2. DISCUSSION OF RESULTS

2.1. Locations

Once again, Moscow and St. Petersburg experience the greatest number of protests: 11 and 8 respectively. Novosibirsk is the third most active region, with 7 recorded protests. As in Case Studies 1 and 2, there is a sharp divide between these cities and the rest, with most of the latter witnessing 2 protests or less.

2.2. Repertoire

Repertoire is overwhelmingly conventional, with 81% of protests taking the form of march, rally, or picket with no reported `innovation at the margins.' There are only two examples of new and repeated repertoire development:

· `Shameful Regiment': Yekaterinburg (24/08/18) Komsomolsk on Amur (26/08/18) Samara (20/10/18) St. Petersburg (01/11/18), (10/12/18).

· `Indefinite Protest': Moscow (10/09/18) St. Petersburg (14/09/18) Yaroslavl (19/09/18)
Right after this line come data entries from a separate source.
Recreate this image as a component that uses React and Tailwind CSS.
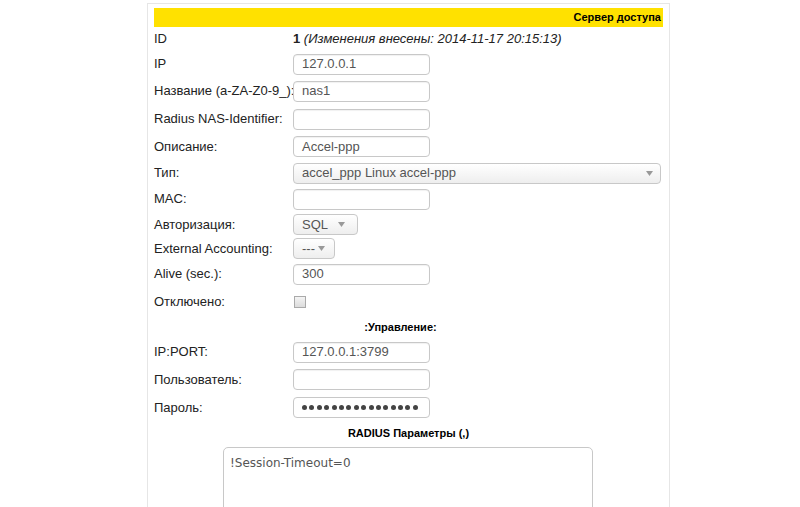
import React from 'react';

const font = { fontFamily: '"Liberation Sans", Arial, sans-serif' };

const Row = ({ h, label, children }) => (
  <div className={`flex items-center ${h}`}>
    <div className="w-[139px] shrink-0 whitespace-nowrap text-[13px] text-[#222]">{label}</div>
    <div className="flex items-center">{children}</div>
  </div>
);

const Input = ({ value = '' }) => (
  <div className="w-[137px] h-[21px] rounded-[4px] border border-[#c8c8c8] bg-white shadow-[inset_0_1px_1px_rgba(0,0,0,0.06)] flex items-center pl-[8px] text-[13px] text-[#555]">
    {value}
  </div>
);

const Arrow = () => (
  <svg width="7" height="5" viewBox="0 0 7 5" className="shrink-0">
    <path d="M0 0 L7 0 L3.5 5 Z" fill="#999" />
  </svg>
);

const Select = ({ w, value, arrowGap }) => (
  <div
    className={`${w} h-[21px] rounded-[4px] border border-[#c8c8c8] bg-gradient-to-b from-white to-[#eeeeee] flex items-center justify-between pl-[8px] ${arrowGap} text-[13px] text-[#555]`}
  >
    <span>{value}</span>
    <Arrow />
  </div>
);

const Password = () => (
  <div className="w-[137px] h-[21px] rounded-[4px] border border-[#c8c8c8] bg-white flex items-center pl-[8px] gap-[2.4px]">
    {Array.from({ length: 16 }).map((_, i) => (
      <span key={i} className="w-[5px] h-[5px] rounded-full bg-[#444]" />
    ))}
  </div>
);

export default function App() {
  return (
    <div className="w-[800px] h-[507px] bg-white overflow-hidden" style={font}>
      <div className="ml-[147px] mt-[3px] w-[523px] h-[520px] border border-[#e6e6e6] px-[6px] pt-[4px]">
        {/* Header */}
        <div className="h-[19px] bg-[#ffe100] flex items-center justify-end pr-[2px] text-[11px] font-bold text-black">
          Сервер доступа
        </div>

        <Row h="h-[24px]" label="ID">
          <span className="text-[13px] text-[#222]">
            <b>1</b> <i>(Изменения внесены: 2014-11-17 20:15:13)</i>
          </span>
        </Row>
        <Row h="h-[26px]" label="IP"><Input value="127.0.0.1" /></Row>
        <Row h="h-[28px]" label="Название (a-ZA-Z0-9_):"><Input value="nas1" /></Row>
        <Row h="h-[28px]" label="Radius NAS-Identifier:"><Input /></Row>
        <Row h="h-[27px]" label="Описание:"><Input value="Accel-ppp" /></Row>
        <Row h="h-[26px]" label="Тип:">
          <Select w="w-[368px]" value="accel_ppp Linux accel-ppp" arrowGap="pr-[7px]" />
        </Row>
        <Row h="h-[26px]" label="MAC:"><Input /></Row>
        <Row h="h-[25px]" label="Авторизация:">
          <Select w="w-[65px]" value="SQL" arrowGap="pr-[12px]" />
        </Row>
        <Row h="h-[23px]" label="External Accounting:">
          <Select w="w-[42px]" value="---" arrowGap="pr-[9px]" />
        </Row>
        <Row h="h-[28px]" label="Alive (sec.):"><Input value="300" /></Row>
        <Row h="h-[27px]" label="Отключено:">
          <div className="w-[12px] h-[12px] border border-[#aaa] bg-gradient-to-b from-[#f4f4f4] to-[#dcdcdc] ml-[1px]" />
        </Row>

        <div className="h-[24px] flex items-center justify-center text-[11px] font-bold text-black pr-[16px]">
          :Управление:
        </div>

        <Row h="h-[26px]" label="IP:PORT:"><Input value="127.0.0.1:3799" /></Row>
        <Row h="h-[29px]" label="Пользователь:"><Input /></Row>
        <Row h="h-[27px]" label="Пароль:"><Password /></Row>

        <div className="h-[24px] flex items-center justify-center text-[11px] font-bold text-black">
          RADIUS Параметры (,)
        </div>

        <div className="flex justify-center mt-[2px] pr-[1px]">
          <div
            className="w-[370px] h-[90px] rounded-[5px] border border-[#c8c8c8] bg-white px-[6px] pt-[6px] text-[12px] text-[#555]"
            style={{ fontFamily: '"DejaVu Sans", Verdana, sans-serif' }}
          >
            !Session-Timeout=0
          </div>
        </div>
      </div>
    </div>
  );
}
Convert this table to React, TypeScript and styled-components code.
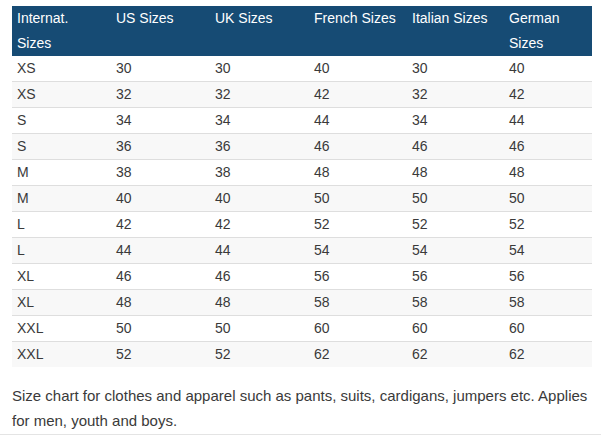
import React from "react";
import styled, { createGlobalStyle } from "styled-components";

const Global = createGlobalStyle`
  html, body { margin: 0; padding: 0; background: #fff; }
  body { font-family: "Liberation Sans", Arial, sans-serif; color: #333; }
`;

const Page = styled.div`
  padding: 6px 9px 0 12px;
  width: 601px;
  box-sizing: border-box;
`;

const Table = styled.table`
  width: 580px;
  border-collapse: collapse;
  table-layout: fixed;
  font-size: 14px;
`;

const HeadCell = styled.th`
  background: #164b74;
  color: #fff;
  font-weight: normal;
  text-align: left;
  vertical-align: top;
  line-height: 25px;
  padding: 0 5px;
`;

const Row = styled.tr<{ $striped: boolean }>`
  background: ${(p) => (p.$striped ? "#f8f8f8" : "#fff")};
  border-top: 1px solid #dedede;
  &:first-child { border-top: none; }
`;

const Cell = styled.td`
  line-height: 25px;
  padding: 0 5px;
  color: #3a3a3a;
`;

const Caption = styled.p`
  margin: 16px -9px 0 -12px;
  padding: 0 9px 1px 12px;
  font-size: 15px;
  line-height: 25px;
  color: #3a3a3a;
  border-bottom: 1px solid #e4e4e4;
`;

const widths = [99, 99, 99, 98, 97, 88];
const headers = ["Internat. Sizes", "US Sizes", "UK Sizes", "French Sizes", "Italian Sizes", "German Sizes"];
const rows: string[][] = [
  ["XS", "30", "30", "40", "30", "40"],
  ["XS", "32", "32", "42", "32", "42"],
  ["S", "34", "34", "44", "34", "44"],
  ["S", "36", "36", "46", "46", "46"],
  ["M", "38", "38", "48", "48", "48"],
  ["M", "40", "40", "50", "50", "50"],
  ["L", "42", "42", "52", "52", "52"],
  ["L", "44", "44", "54", "54", "54"],
  ["XL", "46", "46", "56", "56", "56"],
  ["XL", "48", "48", "58", "58", "58"],
  ["XXL", "50", "50", "60", "60", "60"],
  ["XXL", "52", "52", "62", "62", "62"],
];

export default function App() {
  return (
    <>
      <Global />
      <Page>
        <Table>
          <colgroup>
            {widths.map((w, i) => (
              <col key={i} style={{ width: w }} />
            ))}
          </colgroup>
          <thead>
            <tr>
              {headers.map((h) => (
                <HeadCell key={h}>{h}</HeadCell>
              ))}
            </tr>
          </thead>
          <tbody>
            {rows.map((r, i) => (
              <Row key={i} $striped={i % 2 === 1}>
                {r.map((c, j) => (
                  <Cell key={j}>{c}</Cell>
                ))}
              </Row>
            ))}
          </tbody>
        </Table>
        <Caption>
          Size chart for clothes and apparel such as pants, suits, cardigans, jumpers etc. Applies for men, youth and boys.
        </Caption>
      </Page>
    </>
  );
}
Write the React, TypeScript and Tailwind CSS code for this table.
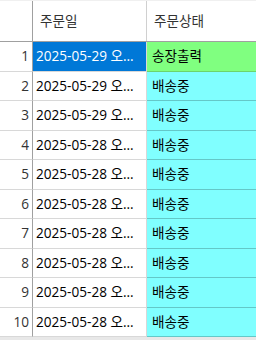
import React from 'react';

type Row = { no: number; date: string; status: string };

const ROWS: Row[] = [
  { no: 1, date: '2025-05-29 오후 3:42:10', status: '송장출력' },
  { no: 2, date: '2025-05-29 오후 2:15:33', status: '배송중' },
  { no: 3, date: '2025-05-29 오전 9:08:51', status: '배송중' },
  { no: 4, date: '2025-05-28 오후 6:20:04', status: '배송중' },
  { no: 5, date: '2025-05-28 오후 4:11:47', status: '배송중' },
  { no: 6, date: '2025-05-28 오후 2:56:12', status: '배송중' },
  { no: 7, date: '2025-05-28 오전 11:30:29', status: '배송중' },
  { no: 8, date: '2025-05-28 오전 10:02:18', status: '배송중' },
  { no: 9, date: '2025-05-28 오전 9:44:55', status: '배송중' },
  { no: 10, date: '2025-05-28 오전 8:17:36', status: '배송중' },
];

const font = { fontFamily: '"Open Sans", "Noto Sans CJK KR", sans-serif' };

export default function App() {
  return (
    <div className="w-[256px] h-[340px] overflow-hidden bg-white text-[13.6px] text-[#1a1a1a] flex flex-col" style={font}>
      <div className="h-[1px] bg-[#f0f0f0]" />
      {/* header */}
      <div className="flex h-[41px] shrink-0 border-b border-[#a0a0a0]">
        <div className="w-[33px] shrink-0 border-r border-[#a0a0a0]" />
        <div className="w-[114px] shrink-0 border-r border-[#d0d0d0] flex items-center pl-[7px] text-[#333]">주문일</div>
        <div className="flex-1 flex items-center pl-[7px] text-[#333]">주문상태</div>
      </div>
      {ROWS.map((r) => {
        const first = r.no === 1;
        return (
          <div key={r.no} className="flex h-[29.5px] shrink-0">
            <div className="w-[33px] shrink-0 border-r border-b border-[#a0a0a0] border-b-[#d8d8d8] flex items-center justify-end pr-[3px] text-[#333]">
              {r.no}
            </div>
            <div
              className={`w-[114px] shrink-0 border-r border-b border-[#d8d8d8] flex items-center pl-[3px] pr-[4px] min-w-0 ${
                first ? 'bg-[#0078d7] text-white' : 'bg-white text-black'
              }`}
            >
              <span className="truncate">{r.date}</span>
            </div>
            <div
              className={`flex-1 border-b flex items-center pl-[5px] text-black ${
                first ? 'bg-[#80ff80] border-[#6cd46c]' : 'bg-[#80ffff] border-[#64c8c8]'
              }`}
            >
              {r.status}
            </div>
          </div>
        );
      })}
      <div className="flex-1 bg-[#e8e8e8]" />
    </div>
  );
}
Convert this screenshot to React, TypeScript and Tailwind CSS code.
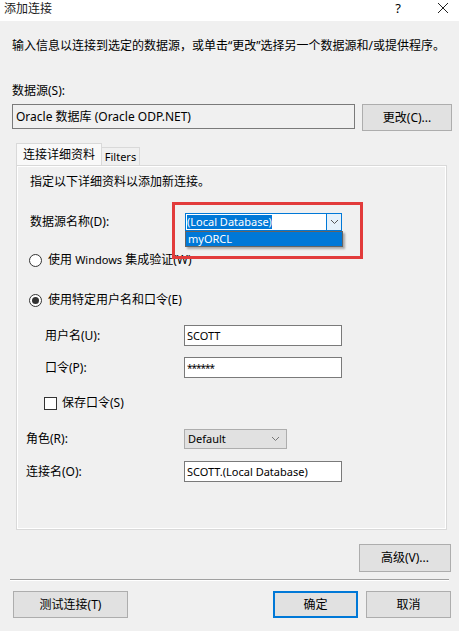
export default function App() {
  return (
    <div className="relative h-[631px] w-[459px] overflow-hidden bg-[#f0f0f0] font-['Segoe_UI','Noto_Sans','Noto_Sans_CJK_SC',sans-serif] text-[12px] leading-[16px] text-black">
      {/* title bar */}
      <div className="flex h-[21px] items-start justify-between bg-white pl-[4px]">
        <span className="leading-[17px] text-[#1a1a1a]">添加连接</span>
        <div className="flex items-start gap-[36px] pr-[10px]">
          <span className="text-[13px] leading-[17px]">?</span>
          <svg width="12" height="14" viewBox="0 0 12 14" className="mt-[2px]">
            <path d="M1 1 L11 11 M11 1 L1 11" stroke="#222" strokeWidth="1" fill="none" />
          </svg>
        </div>
      </div>

      <p className="mt-[17px] pl-[12px] whitespace-nowrap">
        输入信息以连接到选定的数据源，或单击“更改”选择另一个数据源和/或提供程序。
      </p>

      <p className="mt-[29px] pl-[12px]">数据源(S):</p>
      <div className="mt-[5px] flex items-start gap-[7px] pl-[12px]">
        <div className="flex h-[25px] w-[343px] items-center border border-[#7a7a7a] px-[3px]">
          Oracle 数据库 (Oracle ODP.NET)
        </div>
        <button className="h-[27px] w-[90px] border border-[#adadad] bg-[#e1e1e1]">更改(C)...</button>
      </div>

      {/* tabs */}
      <div className="ml-[16px] mt-[12px] flex h-[22px] items-end">
        <div className="flex h-[22px] w-[86px] items-center justify-center border border-b-0 border-[#d9d9d9] bg-[#f9f9f9]">
          连接详细资料
        </div>
        <div className="flex h-[18px] w-[38px] items-center justify-center border border-b-0 border-l-0 border-[#d9d9d9] text-[11px]">
          Filters
        </div>
      </div>

      <div className="relative ml-[16px] h-[365px] w-[431px] border border-[#d9d9d9]">
        <div className="h-full w-full border border-white">
          <p className="mt-[7px] pl-[12px]">指定以下详细资料以添加新连接。</p>

          <div className="mt-[23px] flex h-[18px] items-center pl-[12px]">
            <span className="w-[155px]">数据源名称(D):</span>
            <div className="flex h-[18px] w-[157px] items-stretch border border-[#0078d7] bg-white">
              <div className="flex flex-1 items-center pl-[1px]">
                <span className="bg-[#0078d7] text-[11px] leading-[14px] text-white">(Local Database)</span>
              </div>
              <div className="flex w-[15px] items-center justify-center border-l border-[#0078d7] bg-[#e5f1fb]">
                <svg width="9" height="6" viewBox="0 0 9 6">
                  <path d="M1 1 L4.5 4.5 L8 1" stroke="#555" strokeWidth="1" fill="none" />
                </svg>
              </div>
            </div>
          </div>

          <div className="mt-[21px] flex h-[16px] items-center gap-[6px] pl-[11px]">
            <span className="h-[13px] w-[13px] rounded-full border border-[#333] bg-white" />
            <span>
              使用 <span className="text-[11px]">Windows</span> 集成验证(W)
            </span>
          </div>

          <div className="mt-[24px] flex h-[16px] items-center gap-[6px] pl-[11px]">
            <span className="flex h-[13px] w-[13px] items-center justify-center rounded-full border border-[#333] bg-white">
              <span className="h-[7px] w-[7px] rounded-full bg-[#333]" />
            </span>
            <span>使用特定用户名和口令(E)</span>
          </div>

          <div className="mt-[17px] flex h-[21px] items-center pl-[27px]">
            <span className="w-[139px]">用户名(U):</span>
            <div className="flex h-[21px] w-[158px] items-center border border-[#7a7a7a] bg-white px-[2px] text-[11px]">
              SCOTT
            </div>
          </div>
          <div className="mt-[11px] flex h-[21px] items-center pl-[27px]">
            <span className="w-[139px]">口令(P):</span>
            <div className="flex h-[21px] w-[158px] items-center border border-[#7a7a7a] bg-white px-[2px] text-[10px] tracking-[-1px]">
              ******
            </div>
          </div>

          <div className="mt-[17px] flex h-[16px] items-center gap-[5px] pl-[26px]">
            <span className="h-[13px] w-[13px] border border-[#333] bg-white" />
            <span>保存口令(S)</span>
          </div>

          <div className="mt-[18px] flex h-[20px] items-center pl-[8px]">
            <span className="w-[158px]">角色(R):</span>
            <div className="flex h-[20px] w-[103px] items-center justify-between border border-[#adadad] bg-[#e1e1e1] pl-[3px] pr-[6px] text-[11px]">
              <span>Default</span>
              <svg width="9" height="6" viewBox="0 0 9 6">
                <path d="M1 1 L4.5 4.5 L8 1" stroke="#777" strokeWidth="1" fill="none" />
              </svg>
            </div>
          </div>
          <div className="mt-[12px] flex h-[21px] items-center pl-[8px]">
            <span className="w-[158px]">连接名(O):</span>
            <div className="flex h-[21px] w-[158px] items-center border border-[#7a7a7a] bg-white px-[2px] text-[11px]">
              SCOTT.(Local Database)
            </div>
          </div>
        </div>

        {/* dropdown list */}
        <div className="absolute left-[168px] top-[65px] h-[16px] w-[158px] border border-[#646464] bg-[#0078d7] pl-[2px] text-[11px] leading-[14px] text-white shadow-[2px_2px_2px_rgba(0,0,0,0.3)]">
          myORCL
        </div>

        {/* annotation */}
        <div className="absolute left-[155px] top-[36px] h-[57px] w-[191px] border-[3px] border-[#e23b3b]" />
      </div>

      <div className="mt-[14px] flex justify-end pr-[8px]">
        <button className="h-[28px] w-[92px] border border-[#adadad] bg-[#e1e1e1]">高级(V)...</button>
      </div>

      <div className="mx-[10px] mt-[7px] h-[2px] border-t border-b border-t-[#a0a0a0] border-b-white" />

      <div className="mt-[10px] flex items-start pl-[13px] pr-[8px]">
        <button className="h-[27px] w-[115px] border border-[#adadad] bg-[#e1e1e1]">测试连接(T)</button>
        <button className="ml-auto h-[27px] w-[85px] border-2 border-[#0078d7] bg-[#e1e1e1]">确定</button>
        <button className="ml-[8px] h-[27px] w-[85px] border border-[#adadad] bg-[#e1e1e1]">取消</button>
      </div>
    </div>
  );
}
The limited diffusion of the `Occupy' style protests of 2011/212 highlight the weakness of this repertoire. Compared to both Case Studies 1 and 2, the data shows little deployment of humorous or satirical repertoire. Moscow artist Nikolay Nikolayev's Yekaterinburg graffiti (26/07/18) - an image of a pensioner holding a sign with the inscription `completely cancel [ the reform] - which satirises Russia's law allowing only single pickets to be held without authorisation, is the only instance of such repertoire.

2.3. Organisers

In contrast to Case Studies 1 and 2, the organisers of the APR protest cycle are far less varied. The team of Alexei Navalny account for 30% of the protests, and the CPRF for 28%. Namarsh.ru records only 3 instances of multiple forces across the ideological spectrum as organisers: Moscow (19/07/18), St. Petersburg (28/07/18), and Penza (09/09/18). There are 3 instances of two organising forces: Kirov (09/09/18), Moscow (26/09/18), and Samara (20/10/18). Compared to Case Study 2, Liberal forces are relatively absent, and Nationalist participation is not recorded at all. If we combine the CPRF percentage with that of the non-specified communist forces, these account for 36% of the protests - even more than Navalny.

3. ANALYSIS

3.1. The Shameful Regiment: Applying the Diffusion Model

The most striking example of repertoire development is `the Shameful Regiment'. Notably, it originated neither in Moscow nor St. Petersburg. The title evokes the `Immortal Regiment', launched in 2012, in which participants commemorate family members who participated in World War II. Anon., `Russia's Immortal Regiment marches across the world: In Pictures', The Moscow Times, 9th May 2018 < https://www.themoscowtimes.com/2018/05/09/russian-immortal-regiment-marches-across-world-pictures-a61404 > [accessed 10 March 2019]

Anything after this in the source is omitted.